As we push the boundaries of performance, however, we encounter an even deeper trade-off, one that lies at the heart of modern supercomputing: load balancing versus data locality. Keeping a processor busy is good, but what if the work it steals requires data located in a distant part of the machine's memory, or worse, in another processor's local cache? Moving that data can be extremely time-consuming, sometimes erasing the benefit of performing the work in parallel. A static scheduling approach, while poor at load balancing, at least keeps work and its data in one place. Work-stealing, in its purest form, prioritizes load balancing, potentially at the cost of locality.

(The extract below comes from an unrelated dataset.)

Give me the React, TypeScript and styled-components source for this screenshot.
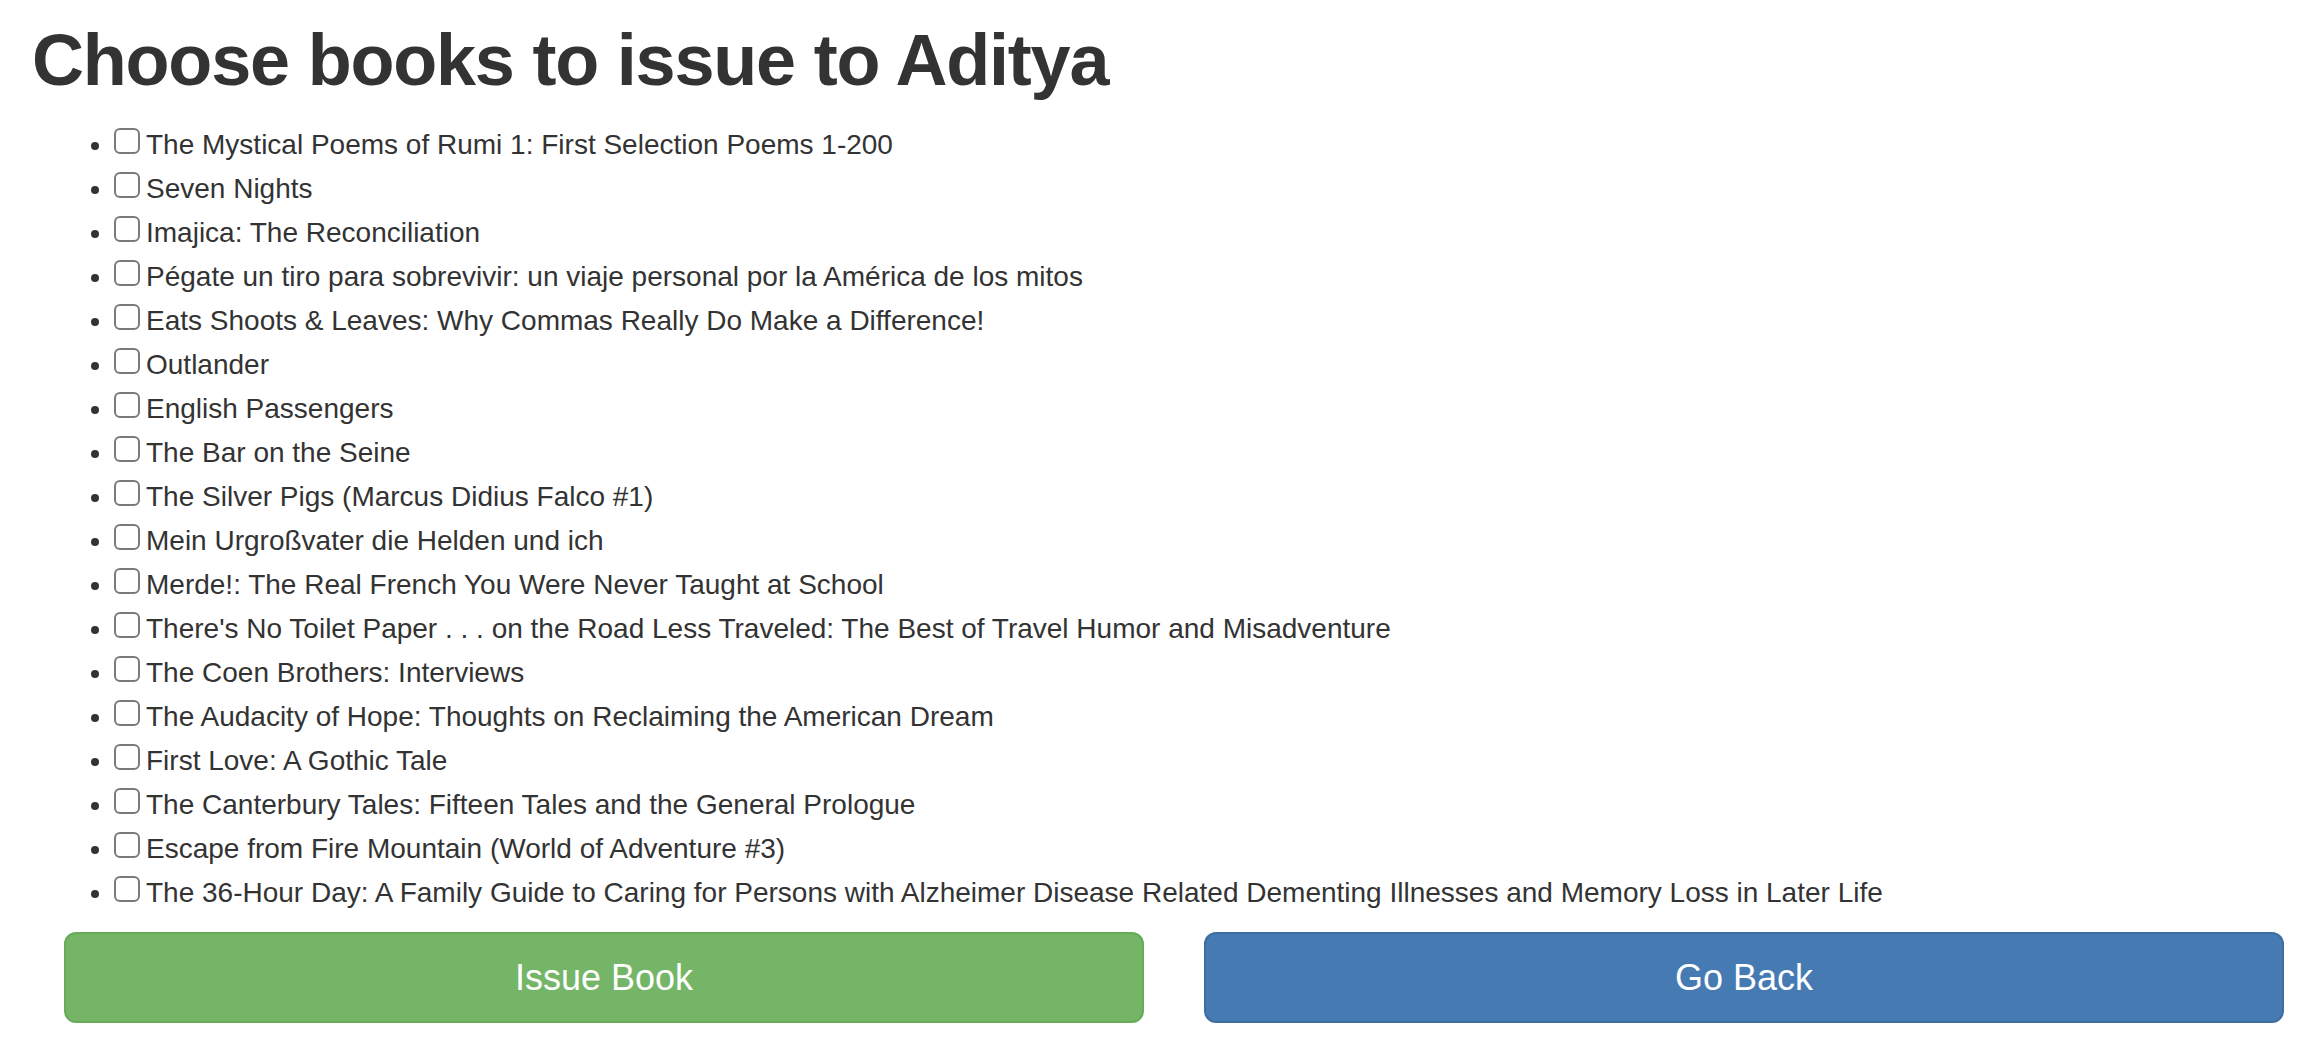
import React from "react";
import styled, { createGlobalStyle } from "styled-components";

const GlobalStyle = createGlobalStyle`
  html, body {
    margin: 0;
    padding: 0;
    background: #ffffff;
  }
  body {
    font-family: "Liberation Sans", Arial, Helvetica, sans-serif;
    font-size: 28px;
    line-height: 40px;
    color: #333333;
  }
`;

const Page = styled.div`
  padding: 0 32px;
`;

const Title = styled.h1`
  margin: 21px 0 23px;
  font-size: 72px;
  line-height: 79px;
  font-weight: 700;
  letter-spacing: -1.2px;
  color: #333333;
`;

const BookList = styled.ul`
  margin: 0 0 17px;
  padding-left: 82px;
  list-style: disc;
`;

const BookItem = styled.li`
  line-height: 44px;
  font-size: 28px;
`;

const Check = styled.input`
  appearance: none;
  -webkit-appearance: none;
  width: 26px;
  height: 26px;
  margin: 0 6px 0 0;
  vertical-align: baseline;
  border: 2px solid #7a7a7a;
  border-radius: 6px;
  background: #ffffff;
  box-sizing: border-box;
  cursor: pointer;
  &:checked {
    background: #1a73e8;
    border-color: #1a73e8;
  }
`;

const ButtonRow = styled.div`
  display: grid;
  grid-template-columns: 1fr 1fr;
  column-gap: 60px;
  padding-left: 32px;
`;

const ActionButton = styled.button<{ $variant: "success" | "primary" }>`
  display: block;
  width: 100%;
  height: 91px;
  padding: 0 32px;
  font-family: "Liberation Sans", Arial, Helvetica, sans-serif;
  font-size: 36px;
  line-height: 47px;
  color: #ffffff;
  border-radius: 12px;
  border: 2px solid ${(p) => (p.$variant === "success" ? "#67ab59" : "#3d6da1")};
  background: ${(p) => (p.$variant === "success" ? "#74b567" : "#467ab2")};
  cursor: pointer;
`;

const books = [
  "The Mystical Poems of Rumi 1: First Selection Poems 1-200",
  "Seven Nights",
  "Imajica: The Reconciliation",
  "Pégate un tiro para sobrevivir: un viaje personal por la América de los mitos",
  "Eats Shoots & Leaves: Why Commas Really Do Make a Difference!",
  "Outlander",
  "English Passengers",
  "The Bar on the Seine",
  "The Silver Pigs (Marcus Didius Falco #1)",
  "Mein Urgroßvater die Helden und ich",
  "Merde!: The Real French You Were Never Taught at School",
  "There's No Toilet Paper . . . on the Road Less Traveled: The Best of Travel Humor and Misadventure",
  "The Coen Brothers: Interviews",
  "The Audacity of Hope: Thoughts on Reclaiming the American Dream",
  "First Love: A Gothic Tale",
  "The Canterbury Tales: Fifteen Tales and the General Prologue",
  "Escape from Fire Mountain (World of Adventure #3)",
  "The 36-Hour Day: A Family Guide to Caring for Persons with Alzheimer Disease Related Dementing Illnesses and Memory Loss in Later Life",
];

export default function App() {
  return (
    <>
      <GlobalStyle />
      <Page>
        <Title>Choose books to issue to Aditya</Title>
        <BookList>
          {books.map((b) => (
            <BookItem key={b}>
              <Check type="checkbox" />
              {b}
            </BookItem>
          ))}
        </BookList>
        <ButtonRow>
          <ActionButton $variant="success">Issue Book</ActionButton>
          <ActionButton $variant="primary">Go Back</ActionButton>
        </ButtonRow>
      </Page>
    </>
  );
}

Advanced performance models for complex simulations, like those in computational electromagnetics, must account for this very tension, weighing the higher per-task overhead and potential cache misses of work-stealing against its superior ability to balance irregular workloads.

From its simple origins in taming recursion to its role at the frontier of high-performance computing, the work-stealing principle remains a cornerstone of parallel programming. It is a testament to the power of simple, decentralized rules to produce remarkably effective and resilient global behavior. It is the engine that drives collaboration inside our computers, ensuring that in the complex, dynamic world of parallel computation, no worker is left idle for long.